Archive ScienceWatch



Don E. Canfield talks with and answers a few questions about this month's New Hot Paper in the field of Geosciences.
Canfield Article Title: Late-Neoproterozoic deep-ocean oxygenation and the rise of animal life
Authors: Canfield, DE;Poulton, SW;Narbonne, GM
Journal: SCIENCE
Volume: 315
Issue: 5808
Page: 92-95
Year: JAN 5 2007
* Univ So Denmark, Nord Ctr Earth Evolut, Campusvej 55, DK-5230 Odense M, Denmark.
* Univ So Denmark, Nord Ctr Earth Evolut, DK-5230 Odense M, Denmark.
* Univ So Denmark, Inst Biol, DK-5230 Odense, Denmark.
(addresses have been truncated)

Why do you think your paper is highly cited?
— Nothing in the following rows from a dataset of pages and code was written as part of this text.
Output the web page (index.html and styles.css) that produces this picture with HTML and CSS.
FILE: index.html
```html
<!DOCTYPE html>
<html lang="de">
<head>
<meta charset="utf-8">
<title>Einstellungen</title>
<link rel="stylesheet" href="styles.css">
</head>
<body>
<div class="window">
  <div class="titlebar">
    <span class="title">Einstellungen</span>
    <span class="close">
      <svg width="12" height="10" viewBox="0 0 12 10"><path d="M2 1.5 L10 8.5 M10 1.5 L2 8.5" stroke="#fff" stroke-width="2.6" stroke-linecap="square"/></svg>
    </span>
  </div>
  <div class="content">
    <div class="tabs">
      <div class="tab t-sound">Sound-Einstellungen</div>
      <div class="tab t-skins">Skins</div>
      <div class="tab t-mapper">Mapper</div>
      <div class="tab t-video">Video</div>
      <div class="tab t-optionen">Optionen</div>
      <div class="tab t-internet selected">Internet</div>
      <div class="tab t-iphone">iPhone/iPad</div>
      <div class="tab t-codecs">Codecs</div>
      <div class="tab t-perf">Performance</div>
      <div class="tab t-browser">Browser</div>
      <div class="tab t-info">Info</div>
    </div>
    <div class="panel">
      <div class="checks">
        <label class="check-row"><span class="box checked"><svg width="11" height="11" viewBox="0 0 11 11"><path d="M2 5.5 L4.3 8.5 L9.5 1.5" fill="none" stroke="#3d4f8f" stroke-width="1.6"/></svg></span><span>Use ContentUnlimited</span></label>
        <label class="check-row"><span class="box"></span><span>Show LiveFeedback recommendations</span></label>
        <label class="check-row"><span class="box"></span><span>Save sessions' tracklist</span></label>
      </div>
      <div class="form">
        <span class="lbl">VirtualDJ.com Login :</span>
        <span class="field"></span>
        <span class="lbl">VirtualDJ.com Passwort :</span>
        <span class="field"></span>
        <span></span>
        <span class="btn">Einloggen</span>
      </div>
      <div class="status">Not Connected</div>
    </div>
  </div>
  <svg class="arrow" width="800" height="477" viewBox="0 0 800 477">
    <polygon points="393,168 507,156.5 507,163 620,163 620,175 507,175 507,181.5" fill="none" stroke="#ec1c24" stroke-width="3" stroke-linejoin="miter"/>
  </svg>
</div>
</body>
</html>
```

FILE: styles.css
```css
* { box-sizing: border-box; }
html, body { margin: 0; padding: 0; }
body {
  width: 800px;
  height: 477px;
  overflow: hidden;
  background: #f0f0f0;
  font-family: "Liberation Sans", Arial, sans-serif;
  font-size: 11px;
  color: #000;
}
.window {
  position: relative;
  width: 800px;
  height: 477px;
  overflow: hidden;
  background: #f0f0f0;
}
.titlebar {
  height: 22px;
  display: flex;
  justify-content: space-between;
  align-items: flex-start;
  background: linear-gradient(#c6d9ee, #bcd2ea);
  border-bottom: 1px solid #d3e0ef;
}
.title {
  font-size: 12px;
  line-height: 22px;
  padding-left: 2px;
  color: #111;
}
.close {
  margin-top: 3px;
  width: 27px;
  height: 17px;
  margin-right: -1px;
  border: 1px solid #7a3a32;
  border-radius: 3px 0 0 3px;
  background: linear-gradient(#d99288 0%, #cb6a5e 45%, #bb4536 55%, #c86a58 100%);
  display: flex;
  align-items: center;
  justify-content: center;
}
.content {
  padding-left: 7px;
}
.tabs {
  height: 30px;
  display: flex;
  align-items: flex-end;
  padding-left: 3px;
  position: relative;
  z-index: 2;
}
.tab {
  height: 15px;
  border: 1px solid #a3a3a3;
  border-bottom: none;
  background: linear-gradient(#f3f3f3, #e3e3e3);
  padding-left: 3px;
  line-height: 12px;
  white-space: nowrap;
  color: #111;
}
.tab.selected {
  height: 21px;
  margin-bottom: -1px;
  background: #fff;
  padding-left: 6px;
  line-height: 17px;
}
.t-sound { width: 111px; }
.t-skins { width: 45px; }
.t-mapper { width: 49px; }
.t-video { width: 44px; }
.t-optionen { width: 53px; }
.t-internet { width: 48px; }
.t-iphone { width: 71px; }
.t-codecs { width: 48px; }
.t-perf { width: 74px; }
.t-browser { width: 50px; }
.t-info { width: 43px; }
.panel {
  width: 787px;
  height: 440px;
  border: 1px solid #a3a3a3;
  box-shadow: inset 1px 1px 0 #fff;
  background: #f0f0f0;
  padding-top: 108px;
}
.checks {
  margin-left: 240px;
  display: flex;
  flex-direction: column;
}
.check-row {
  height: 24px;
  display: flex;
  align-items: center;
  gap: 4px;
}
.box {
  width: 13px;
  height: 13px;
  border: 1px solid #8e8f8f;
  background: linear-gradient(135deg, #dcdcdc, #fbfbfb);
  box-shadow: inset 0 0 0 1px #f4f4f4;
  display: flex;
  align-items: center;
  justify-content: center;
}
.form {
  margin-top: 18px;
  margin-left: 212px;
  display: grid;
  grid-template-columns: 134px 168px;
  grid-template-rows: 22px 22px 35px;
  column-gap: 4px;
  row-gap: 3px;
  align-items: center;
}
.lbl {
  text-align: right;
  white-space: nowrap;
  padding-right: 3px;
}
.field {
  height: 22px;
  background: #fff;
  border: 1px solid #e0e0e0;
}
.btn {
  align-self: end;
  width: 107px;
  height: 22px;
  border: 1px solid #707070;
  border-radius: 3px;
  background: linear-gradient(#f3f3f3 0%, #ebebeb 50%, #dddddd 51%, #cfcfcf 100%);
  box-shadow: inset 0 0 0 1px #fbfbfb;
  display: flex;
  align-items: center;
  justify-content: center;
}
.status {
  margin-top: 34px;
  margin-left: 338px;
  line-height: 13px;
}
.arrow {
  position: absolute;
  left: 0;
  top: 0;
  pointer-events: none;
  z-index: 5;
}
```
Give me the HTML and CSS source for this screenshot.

It is always a pleasant surprise when one finds that their work is well received by the scientific community. I think this article has been well received because we provide the first demonstration of oxygen penetrating into the deep waters of the late Precambrian oceans. Importantly, this oxygenation is timed with the emergence of the Ediacaran fauna, some of which may have been early stem-group animals. Therefore, our work supports a causal relationship between the oxygenation of the deep ocean and the evolution of animals.

Does it describe a new discovery, methodology, or synthesis of knowledge?

I would say this work is best described as a new discovery.

Would you summarize the significance of your paper in layman's terms?

Fossil evidence suggests that animals probably evolved sometime around 600 million years ago, and large animals appear around 575 million years ago. Animals have an absolute requirement for oxygen for their respiration, so it has often been speculated that large macroscopic animals (those with the largest oxygen requirement) evolved when oxygen rose to permissible levels, which would be about 10% of those levels we have today. Our study supports this scenario by showing that the first occurrence of large respiring organisms, some of which are likely stem-group animals, emerged on the Avalon Peninsula in Newfoundland in concordance with oxygenation of this local environment.

How did you become involved in this research, and were there any problems along the way?

The history of atmospheric oxygen and its bearing on animal evolution has long been an interest of mine. This particular study evolved through discussions with Guy Narbonne at Queens University in Kingston, Ontario, Canada, who is an expert in Ediacaran fauna, and who had already worked extensively on the Avalon Peninsula in Newfoundland. The study was actually pretty straightforward without any really significant difficulties.

Where do you see your research leading in the future?

We would like to better understand the nature of the evolution of ocean chemistry, and in particular the history of oxygenation of the oceans. This means undertaking an extensive study of numerous different late Precambrian geological formations.

Do you foresee any social or political implications for your research?

This work is definitely nonpolitical. From a societal perspective, I think that this work, and other works like it, helps to shed significant light on the history of biological evolution on Earth. This helps to elucidate the pathways leading to human evolution, and it helps to define Man's place in the biological world. These are issues of fundamental, cross-cultural human curiosity.

Donald Eugene Canfield
Professor, University of Southern Denmark
Director of the Nordic Center for Earth Evolution (NordCEE)
Odense, Denmark

Keywords: late-neoproterozoic deep-ocean oxygenation, precambrian oceans, ediacaran fauna, early stem-group animals, large macroscopic animals, guy narbonne, avalon peninsula in newfoundland, ocean chemistry, oxygenation, biological evolution.